BBCWatcher writes "As Slashdot reported previously, Congress is pushing the U.S. Environmental Protection Agency to develop energy efficiency measures for data centers, especially servers. But IBM is impatient: Computerworld notes IBM has signed up Neuwing Energy Ventures, a company trading in energy efficiency certificates, in a first for "green" computing. Now if your company consolidates, say, X86 servers onto an IBM mainframe on top of slashing about 85% off your electric bill each megawatt-hour saved earns one certificate. Then you can sell the certificates in emerging carbon trading markets. IBM's own consolidation project (collapsing 3,900 distributed servers onto 30 mainframes) will net certificates worth between $300K and $1M, depending on carbon's market price. Will ubiquitous carbon trading discourage energy-inefficient, distributed-style infrastructure in favor of highly virtualized and I/O-savvy environments, particularly mainframes?"

10 of 316 comments (clear)

  1. Full Circle? by Aereus · · Score: 4, Interesting

    I do find it ironic that computing started out with large mainframes, and now it seems more and more likely that the majority of computing needs in the future will be met by terminals connected to mainframes via virtualization.

    1. Re:Full Circle? by asliarun · · Score: 5, Funny

      and now it seems more and more likely that the majority of computing needs in the future will be met by terminals connected to mainframes via virtualization. That is indeed Big Irony.
    2. Re:Full Circle? by Ed+Avis · · Score: 4, Informative

      People had their own little sandbox in the old days too. If you were paying large sums for an account on a timesharing system, you'd want to be sure that some idiot wasn't chewing all your CPU time or memory. And you certainly wouldn't want other people having access to your files. Hence the elaborate systems to virtualize and isolate each instance, and quota out system resources fairly.

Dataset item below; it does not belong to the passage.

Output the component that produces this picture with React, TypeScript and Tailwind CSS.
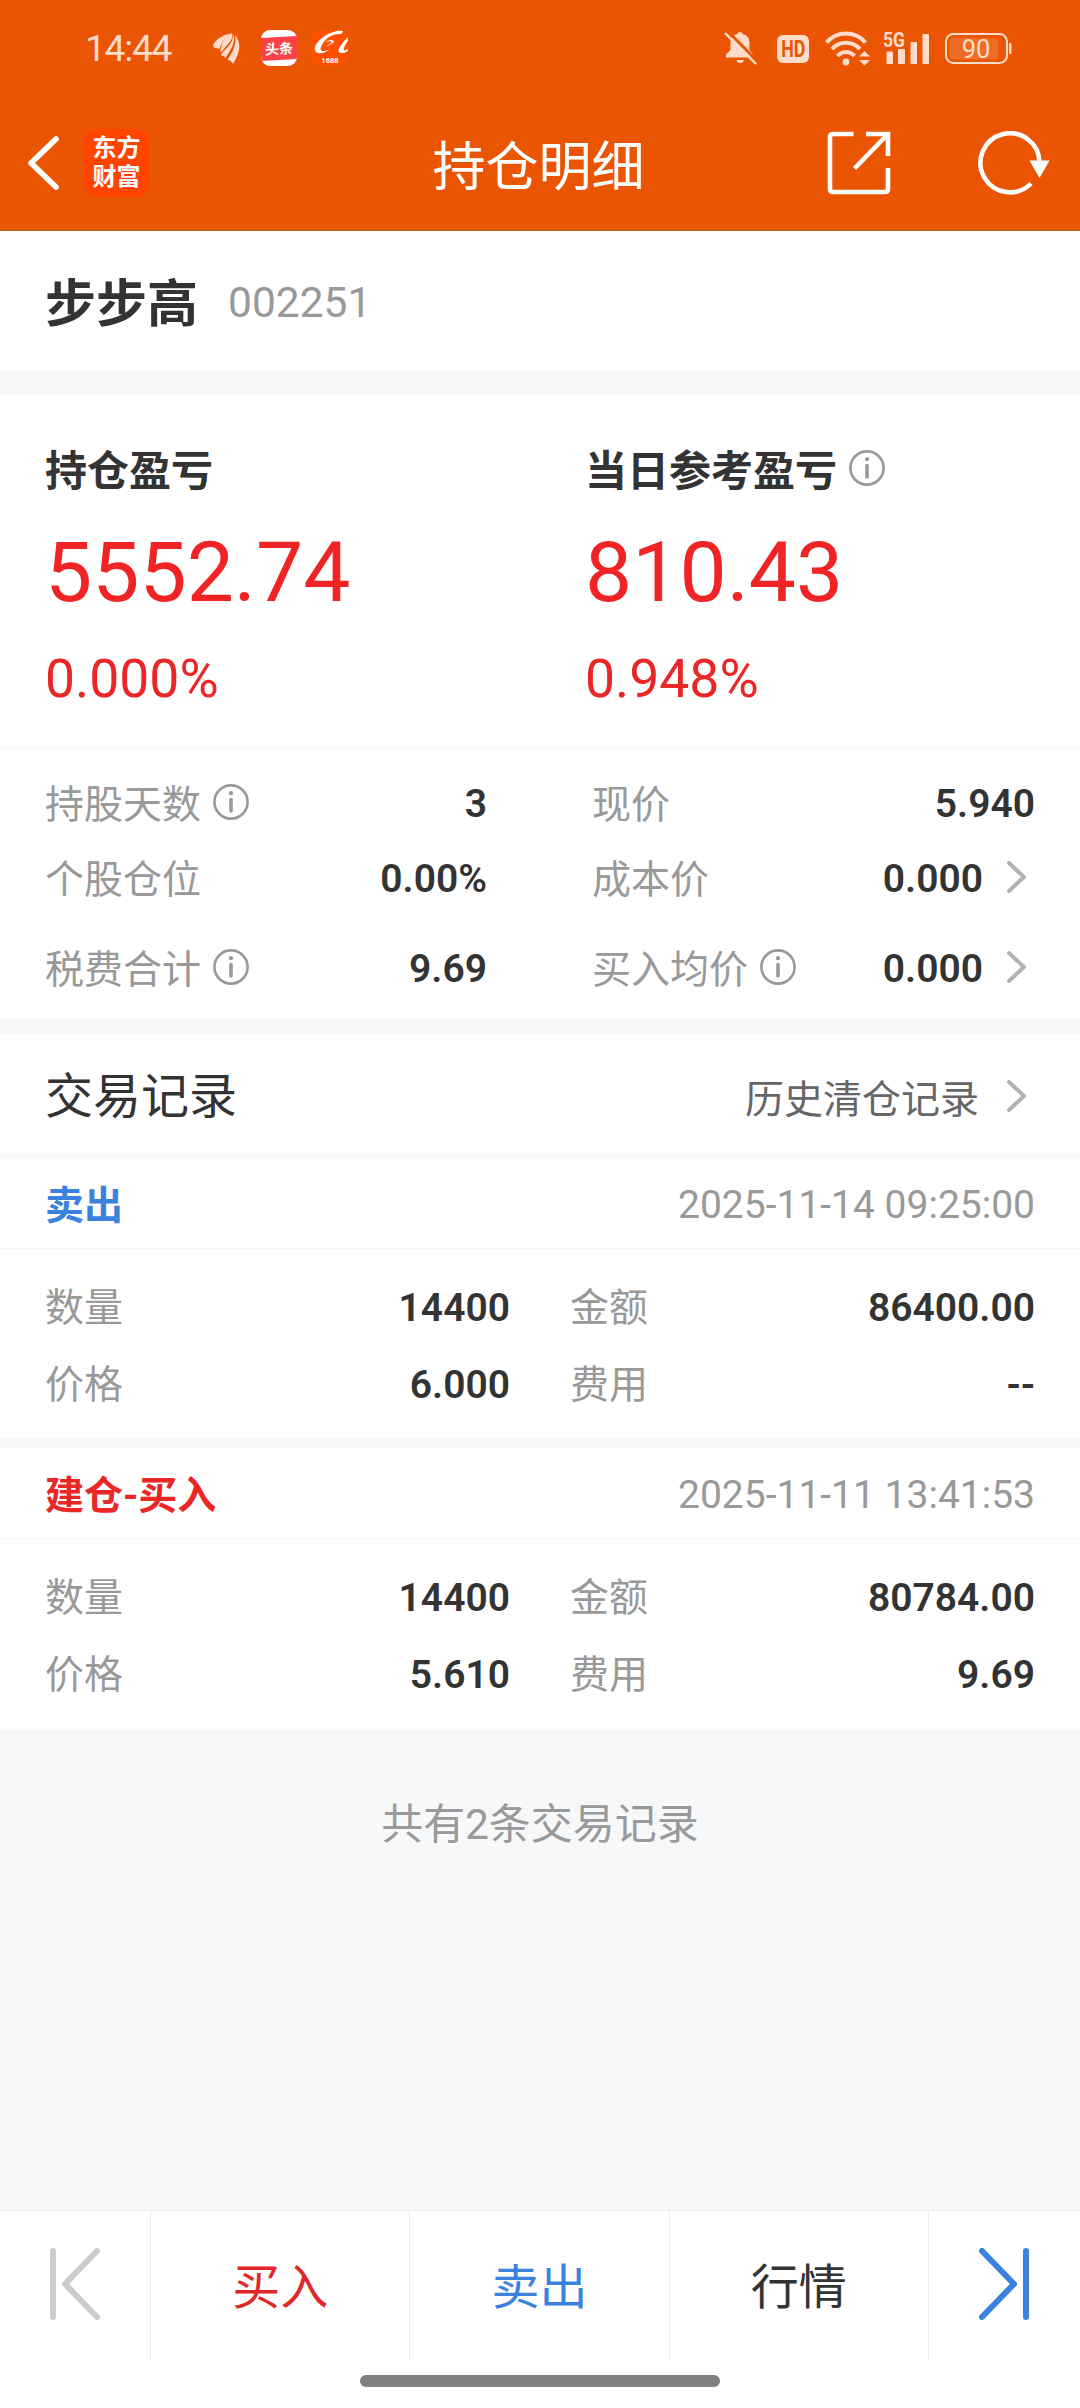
import React from "react";

type Cell = { label: string; value: string; info?: boolean; arrow?: boolean };

const stats: { left: Cell; right: Cell; height: string }[] = [
  {
    left: { label: "持股天数", value: "3", info: true },
    right: { label: "现价", value: "5.940" },
    height: "h-[75px]",
  },
  {
    left: { label: "个股仓位", value: "0.00%" },
    right: { label: "成本价", value: "0.000", arrow: true },
    height: "h-[75px]",
  },
  {
    left: { label: "税费合计", value: "9.69", info: true },
    right: { label: "买入均价", value: "0.000", info: true, arrow: true },
    height: "h-[105px]",
  },
];

const records = [
  {
    type: "卖出",
    color: "text-[#3a82de]",
    time: "2025-11-14 09:25:00",
    count: "14400",
    amount: "86400.00",
    price: "6.000",
    fee: "--",
  },
  {
    type: "建仓-买入",
    color: "text-[#ea2626]",
    time: "2025-11-11 13:41:53",
    count: "14400",
    amount: "80784.00",
    price: "5.610",
    fee: "9.69",
  },
];

const InfoIcon = () => (
  <svg className="w-9 h-9 shrink-0" viewBox="0 0 36 36" fill="none">
    <circle cx="18" cy="18" r="16.6" stroke="#999" strokeWidth="2.6" />
    <circle cx="18" cy="9.2" r="2.1" fill="#999" />
    <path d="M18 15.5V27" stroke="#999" strokeWidth="3.6" strokeLinecap="round" />
  </svg>
);

const ArrowIcon = () => (
  <svg className="w-5 h-8 shrink-0" viewBox="0 0 20 32" fill="none">
    <path d="M2 2L17 16L2 30" stroke="#b2b2b2" strokeWidth="4" strokeLinecap="round" strokeLinejoin="round" />
  </svg>
);

const StatusBar = () => (
  <div className="h-[96px] flex items-center text-[#ffdcca]">
    <span className="ml-[85px] w-[128px] pt-[2px] text-[37px] leading-9 tracking-[-1.2px]">14:44</span>
    <svg className="w-[27px] h-[31px]" viewBox="0 0 27 31" fill="currentColor">
      <path d="M0 12C3 6 10 2 18 0.500C12 5 9 9 6.500 15.500C4 15 1 16.500 0 12Z" />
      <path d="M19 0C21 6 15 11 11.500 15L7.500 20C7.500 10 12 4 19 0Z" />
      <path d="M20 1C23.500 9 18 16 12.500 25C11 23 9.500 22.500 8 22.500C9.500 17 21 12 20 1Z" />
      <path d="M22 2C28 9 28 18 20 31C19 29 17 27 14.500 26.500C20 19 24 11 22 2Z" />
    </svg>
    <div className="ml-[21px] w-9 h-9 rounded-[9px] overflow-hidden bg-white flex items-center">
      <div className="w-9 h-[23px] bg-[#fb4146] flex items-center justify-center text-white text-[14px] leading-none font-bold whitespace-nowrap -skew-y-3">
        头条
      </div>
    </div>
    <svg className="ml-[15px] w-9 h-9 rounded-[9px] bg-[#ff5000]" viewBox="0 0 36 36">
      <path
        d="M31 1C22-1 6 8 3 17C1 25 11 25 18 19C12 22 7 22 9 17C12 9 20 3 29 4C30 3 31 2 31 1Z"
        fill="#fff"
      />
      <path d="M14 12C18 9 22 10 22 12C20 14 17 15 14 17C17 14 20 13 20 12C19 11 17 11 14 12Z" fill="#fff" />
      <path d="M36 7C31 12 25 19 27 22C29 24 33 23 36 21V19C33 21 31 21 32 18C33 15 35 12 36 11Z" fill="#fff" />
      <text x="18" y="33" textAnchor="middle" fontSize="7.6" fontWeight="700" fill="#fff">
        1688
      </text>
    </svg>

    <svg className="ml-auto w-[33px] h-[34px]" viewBox="0 0 33 34">
      <g fill="currentColor">
        <path d="M13.5 3Q13.5 1 16 1Q18.500 1 18.500 3C23 4 25.500 7 25.500 12V19L29 23.500V26.500H2V23.500L6.500 19V12C6.500 7 9 4 13.500 3Z" />
        <path d="M12.500 29H20C19.500 33 13 33 12.500 29Z" />
      </g>
      <path d="M3.500 0L35 32" stroke="#ea5504" strokeWidth="3" />
      <path d="M1 2L32 33" stroke="currentColor" strokeWidth="2.400" />
    </svg>
    <div className="ml-[20px] mt-[2px] w-8 h-7 rounded-[6px] bg-[#ffdcca] text-[#ea5504] flex items-center justify-center text-[21px] leading-none font-bold">
      <span className="scale-x-85 scale-y-110">HD</span>
    </div>
    <svg className="ml-[16px] w-[45px] h-[35px]" viewBox="0 0 45 35">
      <g fill="none" stroke="currentColor" strokeWidth="4">
        <path d="M1.500 11.500C12-0.500 30-0.500 40.500 11.500" />
        <path d="M7 18C14.500 9.500 27.500 9.500 35 18" />
        <path d="M12.500 25C17.500 19.500 24.500 19.500 29.500 25" />
      </g>
      <circle cx="21" cy="31" r="3.400" fill="currentColor" />
      <path d="M34 25.500L39.500 20L45 25.500ZM34 29L39.500 34.500L45 29Z" fill="currentColor" />
    </svg>
    <svg className="ml-[12px] w-[48px] h-[50px]" viewBox="-1 -8 48 50" fill="currentColor">
      <text x="0" y="15.500" fontSize="21" fontWeight="700" textLength="22" lengthAdjust="spacingAndGlyphs">
        5G
      </text>
      <rect x="3.500" y="20.500" width="6.500" height="12.500" rx="1" />
      <rect x="15" y="18" width="7" height="15" rx="1" />
      <rect x="27.500" y="11" width="6.500" height="22" rx="1" />
      <rect x="39.500" y="3" width="6.500" height="30" rx="1" />
    </svg>
    <svg className="ml-[15px] mr-[68px] w-[67px] h-[31px]" viewBox="0 0 67 31">
      <rect x="1" y="1" width="61" height="29" rx="7.500" fill="none" stroke="currentColor" strokeWidth="2" />
      <rect x="4.500" y="5" width="49" height="21.500" rx="4" fill="#ee6d25" />
      <rect x="64" y="10" width="2.500" height="11" rx="1" fill="currentColor" />
      <text x="31" y="24.500" textAnchor="middle" fontSize="25.500" fill="currentColor">
        90
      </text>
    </svg>
  </div>
);

const NavBar = () => (
  <div className="h-[134px] grid grid-cols-3 items-center text-white">
    <div className="flex items-center">
      <svg className="ml-[27px] w-8 h-[54px]" viewBox="0 0 32 54" fill="none">
        <path d="M29 3L4 27L29 51" stroke="#fff" strokeWidth="5.600" strokeLinecap="round" strokeLinejoin="round" />
      </svg>
      <div className="ml-[24px] w-[67px] h-[68px] rounded-[14px] bg-[#ff4400] flex flex-col items-center justify-center text-[24px] leading-[29px] font-bold">
        <span>东方</span>
        <span>财富</span>
      </div>
    </div>
    <div className="pt-[10px] pr-[3px] text-center text-[53px] leading-[60px]">持仓明细</div>
    <div className="flex items-center justify-end">
      <svg className="w-16 h-16" viewBox="0 0 64 64" fill="none" stroke="#fff" strokeWidth="4.600">
        <path d="M26.500 3H6Q3 3 3 6V58Q3 61 6 61H58Q61 61 61 58V37" />
        <path d="M39 3H61V25" />
        <path d="M60 4L27.500 37.500" />
      </svg>
      <svg className="ml-[87px] mr-[30px] w-[72px] h-16" viewBox="0 0 72 64" fill="none">
        <path d="M61.500 32A29.500 29.500 0 1 0 53 52.500" stroke="#fff" strokeWidth="4.600" />
        <path d="M51.500 29.500H71.500L61.500 47Z" fill="#fff" />
      </svg>
    </div>
  </div>
);

const StatCell = ({ cell }: { cell: Cell }) => (
  <div className="flex items-center w-full">
    <span className="pt-[2px] text-[#999]">{cell.label}</span>
    {cell.info && (
      <span className="ml-3 -mt-1">
        <InfoIcon />
      </span>
    )}
    <span className="ml-auto font-semibold text-[#333]">{cell.value}</span>
    {cell.arrow && (
      <span className="ml-[24px] mr-[8px] -mt-1">
        <ArrowIcon />
      </span>
    )}
  </div>
);

const Field = ({ label, value }: { label: string; value: string }) => (
  <div className="flex items-center justify-between">
    <span className="text-[#999]">{label}</span>
    <span className="font-semibold text-[#333]">{value}</span>
  </div>
);

const App = () => {
  return (
    <div className="w-[1080px] h-[2408px] flex flex-col overflow-hidden bg-[#f6f8fa] text-[39px] leading-[46px] text-[#333] font-['Roboto','Noto_Sans_CJK_SC',sans-serif]">
      <div className="h-[231px] shrink-0 bg-[#ea5504] border-b border-[#b9632f]">
        <StatusBar />
        <NavBar />
      </div>

      <div className="h-[140px] shrink-0 bg-white px-[45px] flex items-center">
        <span className="pt-[8px] text-[51px] leading-[60px] font-bold">步步高</span>
        <span className="ml-[30px] pt-[3px] text-[42.500px] text-[#999]">002251</span>
      </div>

      <div className="mt-6 h-[353px] shrink-0 bg-white grid grid-cols-2 px-[45px] text-[#ea2626]">
        <div className="pt-[52px]">
          <div className="text-[42px] leading-[50px] font-bold text-[#333]">持仓盈亏</div>
          <div className="mt-[26px] text-[84px] leading-[100px] text-[#f02424]">5552.74</div>
          <div className="mt-[26px] text-[53.500px] leading-[60px]">0.000%</div>
        </div>
        <div className="pt-[52px] pl-[45px]">
          <div className="flex items-center text-[42px] leading-[50px] font-bold text-[#333]">
            当日参考盈亏
            <span className="ml-3 -mt-2">
              <InfoIcon />
            </span>
          </div>
          <div className="mt-[26px] text-[84px] leading-[100px] text-[#f02424]">810.43</div>
          <div className="mt-[26px] text-[53.500px] leading-[60px]">0.948%</div>
        </div>
      </div>

      <div className="h-[271px] shrink-0 bg-white border-t border-[#f3f4f6] px-[45px] pt-[17px]">
        {stats.map((row, index) => (
          <div key={index} className={`flex gap-[105px] ${row.height}`}>
            <div className="w-[442px] flex">
              <StatCell cell={row.left} />
            </div>
            <div className="flex-1 flex">
              <StatCell cell={row.right} />
            </div>
          </div>
        ))}
      </div>

      <div className="mt-[15px] h-[120px] shrink-0 bg-white px-[45px] flex items-center">
        <span className="pt-[6px] text-[48px] leading-[60px]">交易记录</span>
        <span className="ml-auto pt-[11px] text-[#666]">历史清仓记录</span>
        <span className="ml-[28px] mr-[8px] mt-1">
          <ArrowIcon />
        </span>
      </div>

      <div className="mt-1 shrink-0 flex flex-col gap-[9px]">
        {records.map((r) => (
          <div key={r.time} className="h-[281px] bg-white">
            <div className="h-[91px] px-[45px] flex items-center justify-between border-b border-[#f5f6f7]">
              <span className={`pt-[5px] font-bold ${r.color}`}>{r.type}</span>
              <span className="pt-[3px] text-[#999]">{r.time}</span>
            </div>
            <div className="px-[45px] pt-[36px] grid grid-cols-[465px_465px] gap-x-[60px] gap-y-[31px]">
              <Field label="数量" value={r.count} />
              <Field label="金额" value={r.amount} />
              <Field label="价格" value={r.price} />
              <Field label="费用" value={r.fee} />
            </div>
          </div>
        ))}
      </div>

      <div className="mt-[71px] text-center text-[42px] leading-[50px] text-[#999]">共有2条交易记录</div>

      <div className="mt-auto h-[198px] shrink-0 bg-white border-t border-[#e9ebee]">
        <div className="h-[149px] flex text-[48px] text-center divide-x divide-[#e9ebee]">
          <div className="w-[151px] flex items-center justify-center">
            <svg className="-mt-1 w-[50px] h-[72px]" viewBox="0 0 50 72" fill="none" stroke="#ccc" strokeWidth="6" strokeLinecap="round" strokeLinejoin="round">
              <path d="M3 3V69M47 3L15 36L47 69" />
            </svg>
          </div>
          <div className="flex-1 flex items-center justify-center pt-[5px] text-[#e02828]">买入</div>
          <div className="flex-1 flex items-center justify-center pt-[5px] text-[#3a82de]">卖出</div>
          <div className="flex-1 flex items-center justify-center pt-[5px]">行情</div>
          <div className="w-[151px] flex items-center justify-center">
            <svg className="-mt-1 w-[50px] h-[72px]" viewBox="0 0 50 72" fill="none" stroke="#3a82de" strokeWidth="6" strokeLinecap="round" strokeLinejoin="round">
              <path d="M47 3V69M3 3L35 36L3 69" />
            </svg>
          </div>
        </div>
        <div className="mt-[15px] mx-auto w-[360px] h-3 rounded-full bg-[#808080]" />
      </div>
    </div>
  );
};

export default App;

      Please remember that in computing, nothing new has been invented since 1970.

      --
      -- Ed Avis ed@membled.com
  2. Carbon credits = lame by Z80xxc! · · Score: 5, Interesting

    The whole concept of "carbon neutral" and off-setting your carbon emissions for whatever reason seams kind of lame to me. Instead of continuing to do things that cause global warming while doing other things to supposedly reduce your "carbon footprint", why not just try to eliminate or reduce the problems in the first place? It's not just individuals, it's the whole mindset of society. Instead of going for carbon-neutral server farms, why not develop cleaner alternative electricity options to power those server farms? Solar power could do a lot, but we'd rather earn carbon certificates. It just doesn't make sense.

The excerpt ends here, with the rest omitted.